Here’s what you need to know:
- Why transparency actually increases conversion rates (not hurts them)
- The content formats that make affiliate recommendations feel natural
- How to disclose properly without making it awkward
- What brands actually want from creator affiliate partnerships
Does Affiliate Marketing Have to Feel Salesy?
Affiliate posts feel salesy when the product is the point. They feel organic when the story is the point and the product earns its place in it.
The difference is in the construction. A salesy affiliate post starts with the product and works backward to a reason to post. An organic one starts with something your audience actually cares about — a problem, a routine, a moment — and the product shows up because it genuinely belongs there.

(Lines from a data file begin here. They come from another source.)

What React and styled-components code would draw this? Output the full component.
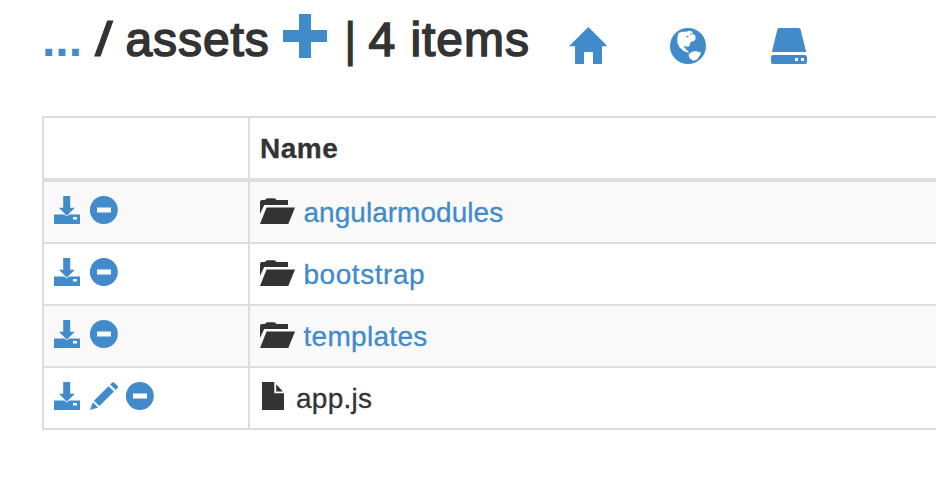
import React from 'react';
import styled, { createGlobalStyle } from 'styled-components';

const Global = createGlobalStyle`
  * { box-sizing: border-box; }
  body { margin: 0; background: #fff; color: #333; overflow: hidden;
    font-family: "Liberation Sans", Arial, sans-serif; }
`;
const Page = styled.main`
  height: 486px;
  padding-left: 42px;
  overflow: hidden;
`;
const Header = styled.header`
  display: flex;
  align-items: flex-start;
  height: 116px;
`;
const Title = styled.h1`
  display: flex;
  margin: 0;
  width: 527px;
  font-size: 48px;
  font-weight: 400;
  line-height: 52px;
  padding-top: 14px;
  white-space: pre;
`;
const Part = styled.span`
  flex: none;
  width: ${(p) => p.$w}px;
  letter-spacing: ${(p) => p.$ls || 0}px;
  -webkit-text-stroke: ${(p) => p.$stroke ?? 1.6}px currentColor;
`;
const Parent = styled.a`
  flex: none;
  width: 53px;
  color: #428bca;
  font-weight: 700;
`;
const Slash = styled(Part)`
  transform: scaleX(1.32);
  transform-origin: 0 0;
`;
const Svg = styled.svg`
  display: block;
  flex: none;
  fill: currentColor;
`;
const AddButton = styled.a`
  width: 61px;
  color: #428bca;
`;
const Nav = styled.nav`
  display: flex;
  gap: 63px;
  padding-top: 27px;
  color: #428bca;
`;
const Table = styled.div`
  width: 1000px;
  border: 2px solid #ddd;
  border-bottom: 0;
  font-size: 28px;
  line-height: 40px;
`;
const Row = styled.div`
  display: grid;
  grid-template-columns: 206px 1fr;
  height: ${(p) => (p.$head ? 64 : 62)}px;
  border-bottom: ${(p) => (p.$head ? 4 : 2)}px solid #ddd;
  background: ${(p) => (p.$odd ? '#f9f9f9' : '#fff')};
  font-weight: ${(p) => (p.$head ? 700 : 400)};
`;
const Actions = styled.div`
  display: flex;
  gap: 8px;
  padding: 14px 10px 0;
  border-right: 2px solid #ddd;
  color: #428bca;
`;
const NameCell = styled.div`
  display: flex;
  padding: 11px 10px 0;
`;
const IconSlot = styled.span`
  width: ${(p) => (p.$file ? 36 : 43.5)}px;
  padding: ${(p) => (p.$file ? '3px 0 0 2px' : '5px 0 0')};
`;
const Label = styled.span`
  color: ${(p) => (p.$link ? '#428bca' : '#333')};
  letter-spacing: ${(p) => p.$ls || 0}px;
  -webkit-text-stroke: 0.3px currentColor;
`;

const Download = () => (
  <Svg width="28" height="28" viewBox="0 0 28 28">
    <path d="M9.2 0h7v11.8h4.6l-8 7.9-7.8-7.9h4.2z" />
    <path fillRule="evenodd" d="M0 18.4h10.2l2.6 2 2.6-2H26V28H0zM19 21v2.4h4V21z" />
  </Svg>
);
const Minus = () => (
  <Svg width="28" height="28" viewBox="0 0 28 28">
    <path fillRule="evenodd" d="M13.8 0a14 14 0 1 1 0 28 14 14 0 0 1 0-28zM7 11.5v5h14v-5z" />
  </Svg>
);
const Pencil = () => (
  <Svg width="28" height="28" viewBox="0 0 28 28">
    <path d="M22 .8q1.3-1.2 2.5 0l3 3q1 1.2 0 2.3l-1.8 1.8-5.5-5.4zM18.5 4.2l5.5 5.4L9.4 24.1l-5.5-5.4zM2.9 20.2l5.2 5.2L0 28z" />
  </Svg>
);
const Folder = () => (
  <Svg width="36" height="28" viewBox="0 0 36 28">
    <path d="M0 16V4q0-2 2-2h3q.7-1.7 2.5-1.7h6Q16 .3 16.5 2H28v5H4.2z" />
    <path d="M6.6 9.4H35L28.3 26H0z" />
  </Svg>
);
const File = () => (
  <Svg width="22" height="28" viewBox="0 0 22 28">
    <path d="M0 0h12.3v11.2H22V28H0zM14.2 2.2l6.7 7.2h-6.7z" />
  </Svg>
);
const Home = () => (
  <Svg width="38" height="38" viewBox="0 0 38 38">
    <path d="M19.3 0 38.5 19.2H33V37h-9V25h-9v12H6V19.2H0z" />
  </Svg>
);
const Globe = () => (
  <Svg width="38" height="38" viewBox="0 -1 38 38">
    <circle cx="18" cy="18" r="18" />
    <path fill="#fff" d="M8.2 5.2 12 3.7l4.5.1 2.2-1 3.4.5.6 2.7 2.7 1.6.1 4-2 1.6-2.3.4-1.2 2-.6 2.6-2.6.5-1.6.9.8 1.8 1.9 1.6 1.2 2.1-5.4-2.2-3.9-3.2-2.3-4.5L7.3 11z" />
    <path fill="#fff" d="M18.6 26.8 20.7 24.4l4-1.5 6 1.3-.4 2.6-3.3 4.6-3.4 1.4-2.6-1.4-1.8-2.2z" />
    <path d="m16 8.4 2-1 .8 1.3-1.3.7zM20.2 5.3l1.6.3-.5 1.2-1.3-.3zM13.6 19l1.6-1 1.6.6-.2 1.2-1.2-.5-1.2.7z" />
  </Svg>
);
const Drive = () => (
  <Svg width="38" height="38" viewBox="0 -1 38 38">
    <path d="M8.4 0h19.2q1.6 0 2 1.5L35.2 24H.8L6.4 1.5Q6.8 0 8.4 0z" />
    <path fillRule="evenodd" d="M2 27h32q2 0 2 2v5q0 2-2 2H2q-2 0-2-2v-5q0-2 2-2zm22 3v3h3v-3zm6 0v3h3v-3z" />
  </Svg>
);

const ITEMS = [
  { name: 'angularmodules', folder: true, ls: 0.03 },
  { name: 'bootstrap', folder: true, ls: 0.55 },
  { name: 'templates', folder: true, ls: 0.3 },
  { name: 'app.js', ls: 0.25 },
];

export default function App() {
  return (
    <Page>
      <Global />
      <Header>
        <Title>
          <Parent>...</Parent>
          <Slash $w={30.5} $stroke={1}>/</Slash>
          <Part $w={157.5} $ls={0.9}>assets</Part>
          <AddButton>
            <Svg width="44" height="44" viewBox="0 0 44 44">
              <path d="M16 0h12v16h16v12H28v16H16V28H0V16h16z" />
            </Svg>
          </AddButton>
          <Part $w={24.5} $stroke={1}>|</Part>
          <Part $w={170} $ls={0.95}>4 items</Part>
        </Title>
        <Nav>
          <Home />
          <Globe />
          <Drive />
        </Nav>
      </Header>
      <Table>
        <Row $head>
          <Actions />
          <NameCell><Label $ls={0.5}>Name</Label></NameCell>
        </Row>
        {ITEMS.map((item, i) => (
          <Row key={item.name} $odd={i % 2 === 0}>
            <Actions>
              <Download />
              {!item.folder && <Pencil />}
              <Minus />
            </Actions>
            <NameCell>
              <IconSlot $file={!item.folder}>{item.folder ? <Folder /> : <File />}</IconSlot>
              <Label $link={item.folder} $ls={item.ls}>{item.name}</Label>
            </NameCell>
          </Row>
        ))}
      </Table>
    </Page>
  );
}
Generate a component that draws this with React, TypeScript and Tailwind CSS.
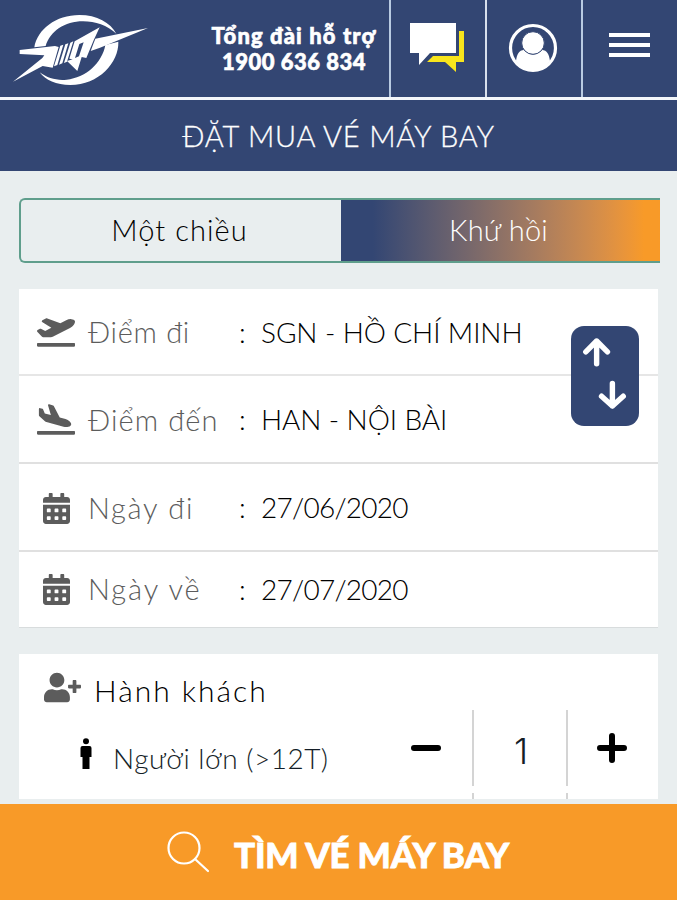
import { FC, ReactNode } from "react";
import { FaCalendarAlt, FaPlaneArrival, FaPlaneDeparture, FaUserPlus } from "react-icons/fa";

interface FieldData {
    label: string;
    value: string;
    icon: ReactNode;
    row: string;
    labelSpacing: string;
    valueSpacing: string;
}

const fields: FieldData[] = [
    {
        label: "Điểm đi",
        value: "SGN - HỒ CHÍ MINH",
        icon: <FaPlaneDeparture className="w-[38px] h-[31px]" />,
        row: "h-[87px] border-b-2 border-b-[#e6e6e6]",
        labelSpacing: "tracking-[0.7px]",
        valueSpacing: "tracking-[-0.1px]",
    },
    {
        label: "Điểm đến",
        value: "HAN - NỘI BÀI",
        icon: <FaPlaneArrival className="w-[38px] h-[31px]" />,
        row: "h-[88px] border-b-2 border-b-[#e0e0e0]",
        labelSpacing: "tracking-[1.1px]",
        valueSpacing: "tracking-[-0.1px]",
    },
    {
        label: "Ngày đi",
        value: "27/06/2020",
        icon: <FaCalendarAlt className="w-[27px] h-[31px] mt-[2px]" />,
        row: "h-[88px] border-b-2 border-b-[#e0e0e0]",
        labelSpacing: "tracking-[1.7px]",
        valueSpacing: "tracking-[-0.75px]",
    },
    {
        label: "Ngày về",
        value: "27/07/2020",
        icon: <FaCalendarAlt className="w-[27px] h-[31px] mt-[2px]" />,
        row: "h-[75px] pb-[2px]",
        labelSpacing: "tracking-[1.9px]",
        valueSpacing: "tracking-[-0.75px]",
    },
];

const Logo: FC = () => (
    <svg viewBox="0 0 600 330" className="w-[200px] h-[97px] shrink-0" preserveAspectRatio="xMinYMin slice" fill="#fff">
        <path d="M103 142C112 88 168 45 238 45C291 45 331 68 349 101C322 76 286 64 249 64C194 64 150 94 137 138Z" />
        <path d="M355 125C357 187 296 255 211 255C169 255 136 241 119 217C143 235 170 242 200 239C257 233 306 190 316 135Z" />
        <path d="M59 150L165 138L176 141L158 203L128 198L39 245L127 174L133 166L59 162Z" />
        <path d="M181 137L190 134L172 195L162 199ZM196 133L205 130L187 190L177 194ZM211 128L220 124L201 185L192 189Z" />
        <path d="M224 124L299 82L281 121L259 174L245 171L232 213L201 183L218 178L208 176ZM238 132L225 174L237 169L251 127Z" fillRule="evenodd" />
        <path d="M286 116L444 84L300 143L272 153Z" />
    </svg>
);

const ChatIcon: FC = () => (
    <svg viewBox="0 0 56 52" className="w-14 h-[52px]">
        <path d="M50 8H55V39H47V49L36 39H18L24 33H50Z" fill="#f8e51c" />
        <path d="M1 0H47V30H21L10 42V30H1Z" fill="#fff" />
    </svg>
);

const AccountIcon: FC = () => (
    <svg viewBox="0 0 50 50" className="w-[50px] h-[50px]">
        <circle cx="25" cy="25" r="22.5" fill="none" stroke="#fff" strokeWidth="3.2" />
        <path d="M8 38C9 31 11 27 16 27C22 33 28 33 34 27C39 27 41 31 42 38C34 50 16 50 8 38Z" fill="#fff" />
        <circle cx="25" cy="20" r="11.3" fill="#fff" stroke="#334673" strokeWidth="1" />
    </svg>
);

const AdultIcon: FC = () => (
    <svg viewBox="0 0 12 32" className="w-3 h-8" fill="#000">
        <circle cx="6" cy="3.2" r="3" />
        <path d="M2.5 8H9.5Q11.5 8 11.5 10V19H9.5V31H2.5V19H0.5V10Q0.5 8 2.5 8Z" />
    </svg>
);

const Header: FC = () => (
    <header className="w-full h-[100px] flex border-b-[3px] border-b-[#f3f6fa] text-white">
        <Logo />
        <div className="w-[189px] flex flex-col items-center pt-[23px] pr-[1px] text-[22px] leading-[26px] font-black whitespace-nowrap [-webkit-text-stroke:0.6px_white]">
            <span className="tracking-[1.1px]">Tổng đài hỗ trợ</span>
            <span className="tracking-[0.5px]">1900 636 834</span>
        </div>
        <div className="w-24 border-l-2 border-l-[#b9cbe2] pl-[18px] pt-[23px]">
            <ChatIcon />
        </div>
        <div className="w-[96px] border-l-2 border-l-[#d8dfec] pl-[21px] pt-[23px]">
            <AccountIcon />
        </div>
        <div className="flex-1 border-l-2 border-l-[#b9cbe2] pl-[26px] pt-[33px] flex flex-col gap-[6px]">
            <span className="w-[41px] h-1 bg-white" />
            <span className="w-[41px] h-1 bg-white" />
            <span className="w-[41px] h-1 bg-white" />
        </div>
    </header>
);

const TripTabs: FC = () => (
    <div className="h-[65px] flex rounded-l-md border-2 border-[#5f9e8c] border-r-0 text-[29px] leading-none">
        <div className="w-[320px] pb-[2px] pr-[3px] flex justify-center items-center text-black tracking-[1.1px]">Một chiều</div>
        <div className="flex-1 pb-[2px] pr-[4px] flex justify-center items-center text-white tracking-[0.2px] bg-linear-to-r from-[#334673] from-10% to-[#f89a28] to-95%">
            Khứ hồi
        </div>
    </div>
);

const Field: FC<{ item: FieldData }> = ({ item }) => (
    <div className={`flex items-center text-[28px] leading-none whitespace-nowrap ${item.row}`}>
        <div className="w-[69px] pl-[5px] flex justify-center items-center text-[#5c5c5c]">{item.icon}</div>
        <div className={`w-[151px] text-[29px] text-[#5c5c5c] ${item.labelSpacing}`}>{item.label}</div>
        <div className="w-[22px] text-black">:</div>
        <div className={`text-black ${item.valueSpacing}`}>{item.value}</div>
    </div>
);

const SwapButton: FC = () => (
    <button className="absolute right-[19px] top-[37px] w-[68px] h-[100px] rounded-[13px] bg-[#334673]">
        <svg viewBox="0 0 69 101" className="w-full h-full" fill="none" stroke="#fff" strokeWidth="5.5" strokeLinecap="round" strokeLinejoin="round">
            <path d="M26 38V15M15 26L26 15L37 26" />
            <path d="M42 58V81M31 71L42 81L53 71" />
        </svg>
    </button>
);

const Passengers: FC = () => (
    <section className="h-[145px] bg-white flex flex-col">
        <div className="h-[56px] pt-[18px] pl-[25px] flex items-start text-[30px] leading-[37px] text-black">
            <FaUserPlus className="w-[37px] h-[31px] text-[#5c5c5c]" />
            <span className="ml-[13px] tracking-[2px]">Hành khách</span>
        </div>
        <div className="flex-1 flex">
            <div className="w-[357px] pl-[61px] pt-[28px] flex items-start text-[28px] leading-[40px] text-[#141e27] whitespace-nowrap">
                <AdultIcon />
                <span className="ml-[21px] tracking-[0.5px]">Người lớn (&gt;12T)</span>
            </div>
            <div className="w-[96px] pl-[35px] pt-[35px]">
                <span className="block w-[30px] h-[6px] rounded-sm bg-black" />
            </div>
            <div className="w-24 flex flex-col gap-[7px]">
                <div className="h-[76px] border-x-2 border-x-[#d4d4d4] flex justify-center items-center pt-[6px] pl-[2px] text-[36px] leading-none text-[#141e27] font-['Inter',sans-serif]">1</div>
                <div className="flex-1 border-x-2 border-x-[#d4d4d4]" />
            </div>
            <div className="pl-[29px] pt-[23px]">
                <svg viewBox="0 0 30 30" className="w-[30px] h-[30px]" stroke="#000" strokeWidth="6" strokeLinecap="round">
                    <path d="M15 3V27M3 15H27" />
                </svg>
            </div>
        </div>
    </section>
);

const App: FC = () => {
    return (
        <div className="w-[677px] h-[900px] overflow-hidden flex flex-col bg-[#e9eeef] font-['Lato',sans-serif] font-light">
            <div className="bg-[#334673]">
                <Header />
                <div className="h-[71px] pb-[1px] flex justify-center items-center text-[29px] leading-none text-white">
                    <h1 className="tracking-[0.8px] [-webkit-text-stroke:0.3px_white]">ĐẶT MUA VÉ MÁY BAY</h1>
                </div>
            </div>
            <main className="flex-1 pt-[27px] pl-[19px] pr-[17px] flex flex-col">
                <TripTabs />
                <section className="relative mt-[26px] mr-[2px] h-[339px] bg-white border-b border-b-[#d8dcdd]">
                    {
                        fields.map((item, index) => (
                            <Field key={index} item={item} />
                        ))
                    }
                    <SwapButton />
                </section>
                <div className="mt-[26px] mr-[2px]">
                    <Passengers />
                </div>
            </main>
            <footer className="h-[96px] bg-[#f89a28] flex justify-center items-center text-white">
                <svg viewBox="0 0 42 42" className="w-[42px] h-[42px]" fill="none" stroke="#fff" strokeWidth="2.2" strokeLinecap="round">
                    <circle cx="17" cy="17" r="15.5" />
                    <path d="M28 28L41 40" />
                </svg>
                <span className="ml-[25px] pt-[4px] pr-[1px] text-[35px] leading-none font-black tracking-[-0.2px] [-webkit-text-stroke:0.8px_white]">TÌM VÉ MÁY BAY</span>
            </footer>
        </div>
    );
};

export default App;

Your audience can tell the difference. In fact, 57% of consumers say they’re more likely to engage with content they perceive as authentic. And authenticity — real authenticity, not performed authenticity — comes from only promoting things you actually use.
This isn’t complicated. It’s just harder to do at scale, which is exactly why most creators don’t do it consistently.
Why Transparency Builds Trust (and Drives More Conversions)
The instinct is to hide the commercial part. Disclose in tiny font. Bury “#ad” in a pile of hashtags. Hope people don’t notice.
That instinct is backwards.
57% of consumers say they trust content more when they understand the creator’s financial relationship with the brand. Disclosing clearly doesn’t erode trust — it builds it. Your audience already assumes you get compensated when you post about products. Pretending otherwise is what actually feels gross.
The FTC requires clear and conspicuous disclosure of affiliate relationships — “affiliate link” or “I earn a commission on purchases” placed prominently, not buried. For blog posts, that means the top of the post. For videos, it means verbally in the first 30 seconds. For social posts, it means the first few lines of the caption, not hidden under “more.”
Disclosure done right sounds like this: “This post contains affiliate links — I earn a small commission if you purchase, at no extra cost to you.” That’s it. Clean, honest, not a big deal.
What Content Formats Make Affiliate Posts Feel Natural?
“Day in the Life” and Routine Content
Products that show up inside a routine feel genuine because the context is real. “Here’s what I actually use in my morning skincare routine” with an affiliate link to the serum you’ve been using for six months lands differently than “Check out this serum I was gifted.” The key is: the routine has to be real. If you’re making up a routine to fit the product, your audience will feel it.
Honest Reviews (Including the Cons)
Affiliate links with product reviews convert at 5–6%, nearly double the rate of generic promotional posts. The reason: a review that includes downsides is inherently more credible than one that’s all praise. If you say “I love everything about this,” no one believes you. If you say “the packaging is annoying but the formula is genuinely the best I’ve tried,” you’ve just made your recommendation 10x more trustworthy.
Call out the thing that won’t work for everyone. That specificity is what converts.
Tutorial and How-To Content
Teaching someone how to do something while the product helps you do it is the most natural affiliate integration that exists. This format works especially well for:
- Tech and apps (show it working, not just describe it)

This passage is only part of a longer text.